There are plenty of voices raising concern about our Asian foreign policy, to the extent we have one. Leading a congressional delegation in Japan, Majority Leader Eric Cantor (R-Va.) released a statement:
We welcome the President’s visit to the Asia-Pacific and to Japan. Our coinciding visits reflect a strong commitment on behalf of both the U.S. executive and legislative branches toward this region. We believe that our prosperity in America is tied to the growth and stability of the Asia-Pacific and that a cornerstone of U.S. engagement in this region is the U.S.-Japanese alliance.
As a global power, however, the United States has many challenges across the world. We all remain very concerned about what’s going in Iran and its quest for a nuclear weapons capability. We are also very concerned about the terrible conflict in Syria, as well as by Mr. Putin of Russia’s aggression toward Ukraine.

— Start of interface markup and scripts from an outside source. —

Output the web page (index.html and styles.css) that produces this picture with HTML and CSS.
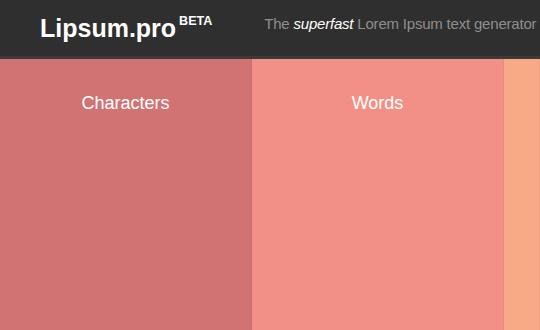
FILE: index.html
```html
<!DOCTYPE html>
<html lang="en">
<head>
    <meta charset="UTF-8">
    <title>Lipsum.pro</title>
    <link rel="stylesheet" href="styles.css">
</head>
<body>
    <header class="topbar">
        <h1 class="logo">Lipsum.pro<sup class="beta">BETA</sup></h1>
        <p class="tagline">The <em>superfast</em> Lorem Ipsum text generator</p>
    </header>
    <main class="columns">
        <section class="col col-chars"><h2>Characters</h2></section>
        <section class="col col-words"><h2>Words</h2></section>
        <section class="col col-paras"></section>
    </main>
</body>
</html>
```

FILE: styles.css
```css
body, html {
    margin: 0;
    padding: 0;
    height: 100%;
    overflow: hidden;
    font-family: "Liberation Sans", Arial, sans-serif;
}
.topbar {
    display: flex;
    align-items: center;
    height: 56px;
    padding-left: 40px;
    background: #2f2f2f;
    border-bottom: 3px solid #3b3b3b;
    white-space: nowrap;
    overflow: hidden;
}
.logo {
    margin: 0;
    font-size: 25px;
    font-weight: bold;
    color: #fff;
}
.beta {
    font-size: 12.5px;
    margin-left: 3px;
    position: relative;
    top: -2px;
}
.tagline {
    margin: 0 0 9px 52px;
    font-size: 15px;
    letter-spacing: -0.2px;
    color: #8e8e8e;
}
.tagline em {
    color: #fff;
}
.columns {
    display: grid;
    grid-template-columns: 252px 252px 1fr;
    height: calc(100% - 59px);
}
.col {
    border-right: 1px solid rgba(0, 0, 0, 0.03);
    text-align: center;
}
.col h2 {
    margin: 34px 0 0;
    font-size: 18px;
    font-weight: normal;
    color: #fff;
}
.col-chars { background: #d07372; }
.col-words { background: #f28f86; }
.col-paras { background: #f8aa87; }
```
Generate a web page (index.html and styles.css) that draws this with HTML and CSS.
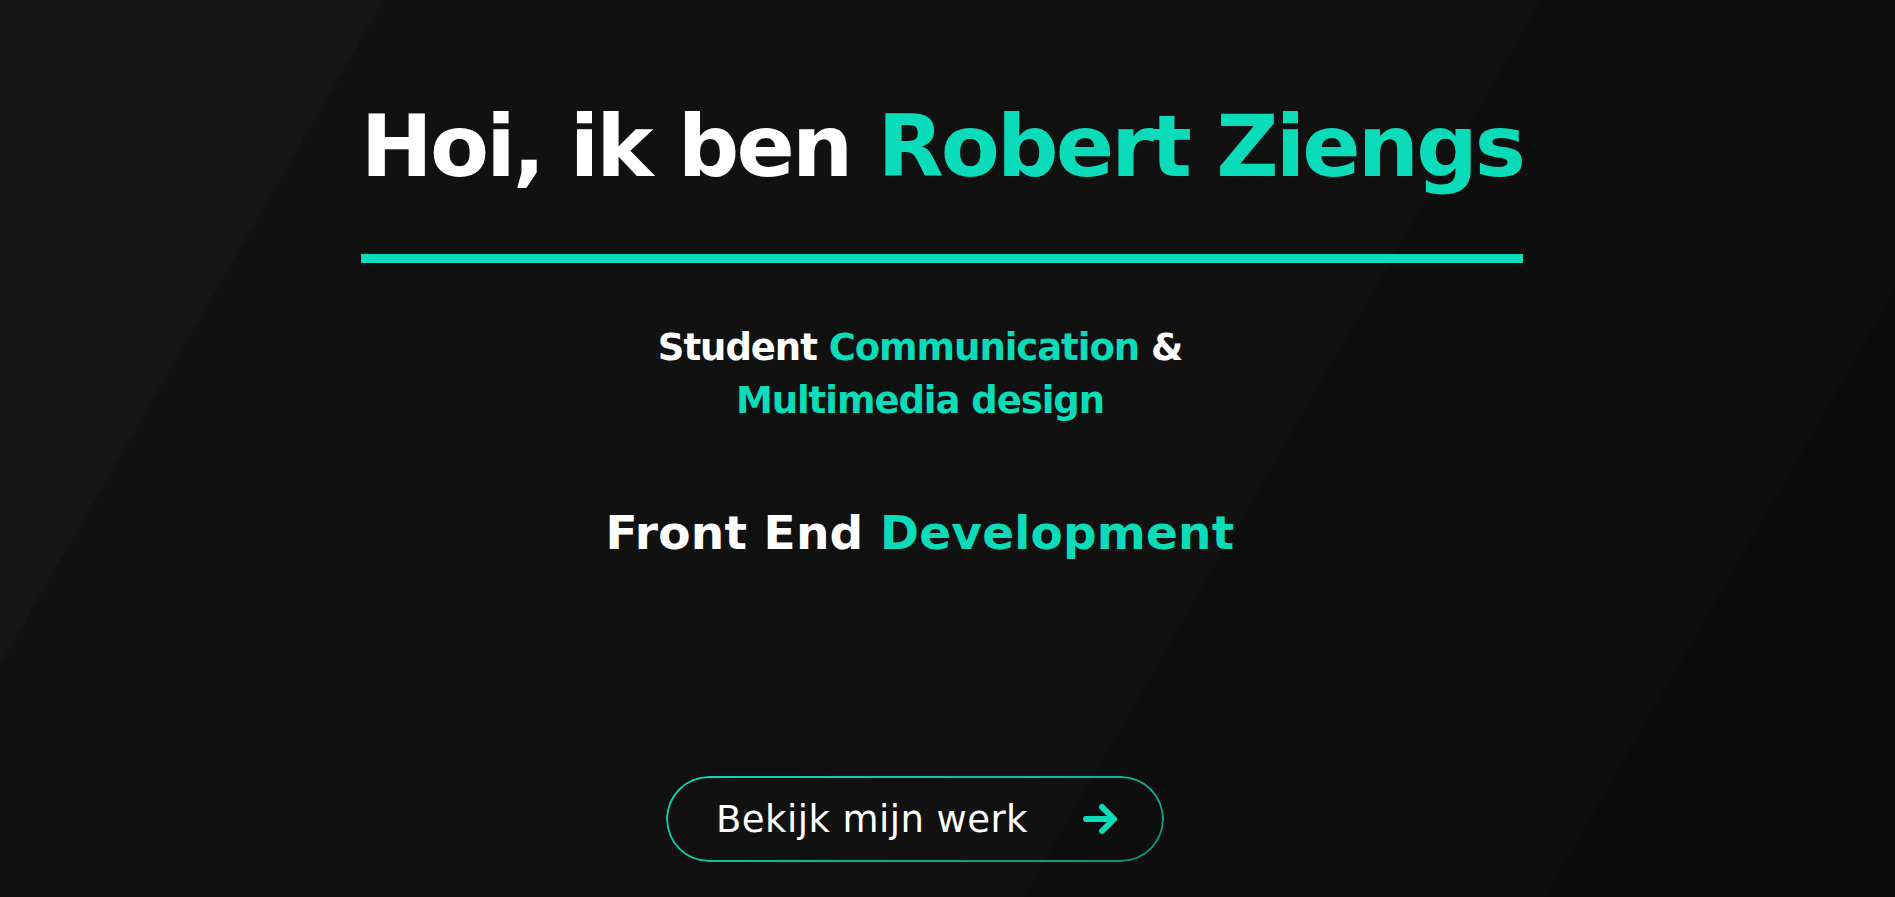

While we cannot afford to ignore these challenges, none of this should distract from the priority the United States also must place on the Asia-Pacific. We are a Pacific nation. However, America’s commitment to our friends and allies around the world is critical to our standing with our allies in the Asia-Pacific region.
In other words, our much promised “pivot” to Asia never happened and when it does it shouldn’t be at the expense of our other global interests. How we calm jangled nerves in the region and demonstrate a commitment to our alliances with democratic friends is no mystery, but it does require presidential focus. The president’s former deputy chief of staff Jim Steinberg and Michael O’Hanlon of the center-left Brookings Institute join the chorus of those on the right calling for greater resolve when it comes to addressing the threat our allies face from China:
We propose [a policy] entitled “Resolve and Reassure.”
War too often results from misplaced judgments about another country’s resolve. In East Asia, and between China and the United States, the Korean War demonstrates what can happen when countries miscalculate other’s willingness to act. The United States needs to project clarity about its resolve to defend its vital interests. And in the current context of East Asia, nowhere is this more important than with respect to alliance commitments. To prevent misjudgment, the United States must sustain the credibility of its treaty obligations, both in words — as the administration has done by making clear that the Senkakus fall under the U.S. obligation to assist Japan via the U.S.-Japan security treaty — and in actions.
That does not mean Washington must immediately unsheathe the sword if tensions escalate over China’s actions near the Senkakus or disputed islands in the South China Sea, but it must make clear that it is prepared to impose significant costs if red lines are crossed — which is why the response to Russia’s actions in Ukraine is so salient to the situation in East Asia.
U.S. allies in Asia worry that China’s ability to impose economic costs against the United States might deter Washington from acting — a concern exacerbated by U.S. and European caution in imposing costs on Russia. The late March expansion of sanctions against Russia should help reassure U.S. allies of Washington’s willingness to accept the risks of economic retaliation in order to impose costs on those who cross red lines. U.S. allies will be watching closely to see if the threats of broader sanctions become more concrete in the event of further Russian encroachments.
I part company with the authors when it comes to hoping that we can persuade China “to slow the rate of its military buildup rather than race for parity.” Maybe it is time for the U.S. to stop indiscriminately cutting its defense budget. Insofar as the authors recommend “confidence building [with China], including the willingness to enter into mutual agreements that help make credible each side’s professions of good intentions,” this would seem more appropriate once we have re-established credibility with our allies.
However, the authors’ key point — that our Russia policy affects our China policy and our Asian allies’ comfort level — could not be more accurate. Once we begin keeping commitments and holding aggressors accountable in one part of the world, countries elsewhere will learn we mean business. And speaking of business, the completion of the Trans-Pacific Partnership deal would confirm that there are benefits to a close relationship with the U.S. (Cantor noted, “We’re pleased to hear that our negotiators along with those here in Japan are making progress. All of us would say we believe this agreement would mean real job growth and real economic prosperity not only for you here in the region but for us in the United States.”) Unlike the Middle East, we have a bevy of friendly democratic nations in Asia; now all we need is American leadership to defend our mutual interests.